Table I shows the cost of round-trip message exchanges on the host/network combinations described above. A few points of clarification are in order here.

First, in the case of the FDDI controller and the SparcStation controller, which perform DMA directly to host memory on packet receives, the cost of flushing the cache after the DMA is included in the **Interrupt Service** overhead. While it is true that cache flushes are not strictly necessary if data from the network is kept in uncached-memory locations, this means that the higher-level software will eventually pay a performance cost of accessing this data.

Second, in the case of the ATM network, Table I does *not* include the cost for segmenting and reassembling multicell packets. In addition, the controller was programmed so that it interrupted the host only when *a complete packet* had arrived in the FIFO. Thus, in our experiments, each round trip incurs only two interrupts. The performance reported is therefore a lower bound.

The row named **Sum of Components** is the sum of the rows above it. Most of the time, the sum of our component measurements is within 1–9 microseconds (about 2%) of the observed round-trip time. The only exception is in the case of the ATM network in sending multicell packets, where we have overestimated the round-trip time by about 12%. The most likely cause is an underestimate of the amount of overlap between the host memory–FIFO data transfers and the FIFO–network transfer.

2.3.1 Throughput and Latency. It is interesting to compare the ratio Controller Latency to Time on the Wire. For small packets, this is 0.4 on the DECstation Ethernet, 0.8 on the SparcStation, 7 for the FDDI controller, and 3.2 for the ATM network. For larger packets of approximately 1514 bytes, these ratios are respectively 0.02, 0.04, 0.9, and 1.0. While these numbers are specific to the controllers we use, we believe they are indicative of a trend: bandwidths are improving dramatically while latencies are not.

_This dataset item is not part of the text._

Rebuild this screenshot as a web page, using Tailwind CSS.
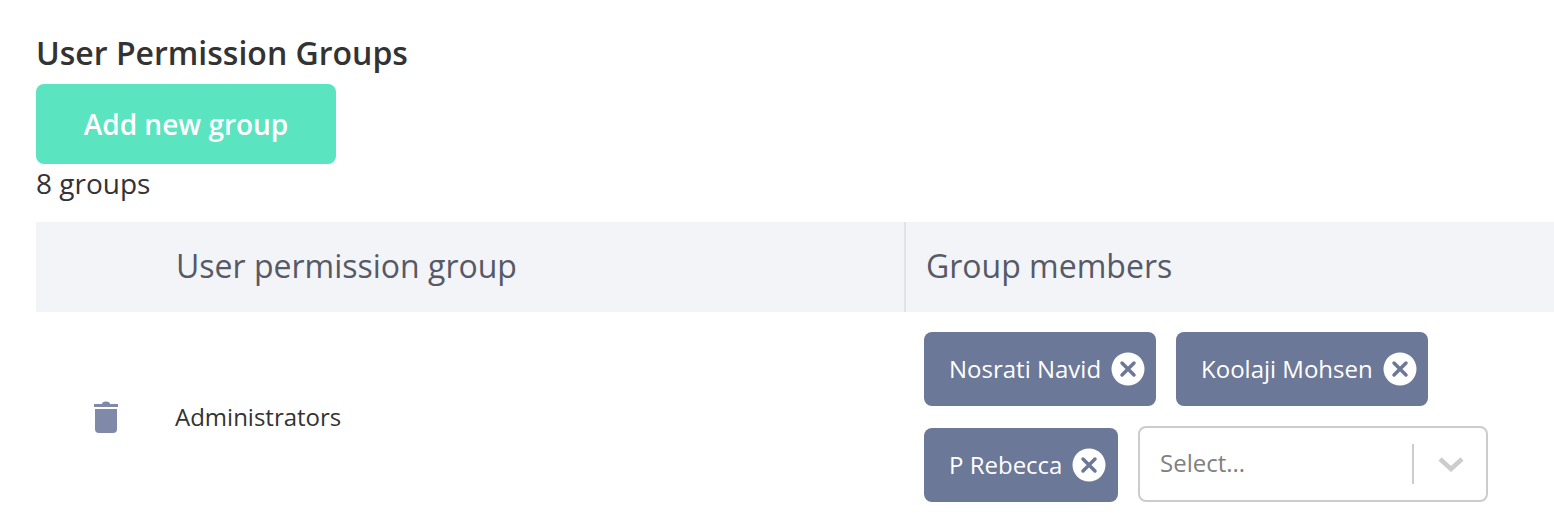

The packet exchange times on Ethernet, FDDI, and ATM show the important difference between throughput and latency. If low latency for small packets is the goal, then we can achieve a round-trip 60-byte message exchange on our DEC station Ethernet in only 253  $\mu$ seconds; FDDI on similar

|                          | Round-Trip Time (µseconds) Packet Size in bytes (send/recv) |           |                  |           |            |           |           |           |  |  |
|--------------------------|-------------------------------------------------------------|-----------|------------------|-----------|------------|-----------|-----------|-----------|--|--|
| Component                |                                                             |           |                  |           |            |           |           |           |  |  |
|                          | Ethernet (DEC)                                              |           | Ethernet (Sparc) |           | FDDI (DEC) |           | ATM (DEC) |           |  |  |
|                          | 60/60                                                       | 1514/1514 | 60/60            | 1514/1514 | 60/60      | 1514/1514 | 53/53     | 1537/1537 |  |  |
| Time on the Wire         | 115                                                         | 2442      | 115              | 2442      | 13         | 245       | 6         | 176       |  |  |
| Controller Latency       | 51                                                          | 53        | 89               | 103       | 97         | 230       | 16        | 161       |  |  |
| Control/Data Transfer    | 40                                                          | 600       | 6                | 6         | 40         | 253       | 17        | 458       |  |  |
| Vectoring the Interrupt  | 25                                                          | 25        | 12               | 12        | 25         | 25        | 25        | 25        |  |  |
| Interrupt Service        | 26                                                          | 26        | 42               | 42        | 92         | 140       | 9         | 20        |  |  |
| Sum of Components        | 257                                                         | 3146      | 264              | 2605      | 267        | 893       | 73        | 840       |  |  |
| Measured Round Trip Time | 253                                                         | 3137      | 263              | 2611      | 263        | 894       | 73        | 746       |  |  |

Table I. Hardware-Level Round-Trip Packet Exchange Times in μseconds

hardware, despite its 10-fold bandwidth advantage, takes 263  $\mu$ seconds for the same operation, which is 4% longer. The ATM network is capable of doing single cell transfers in about 73  $\mu$ seconds. However this is an optimistic lower bound because we have ignored switching delays, and the cost of checking whether the cell is part of a larger message that needs fragmentation/reassembly.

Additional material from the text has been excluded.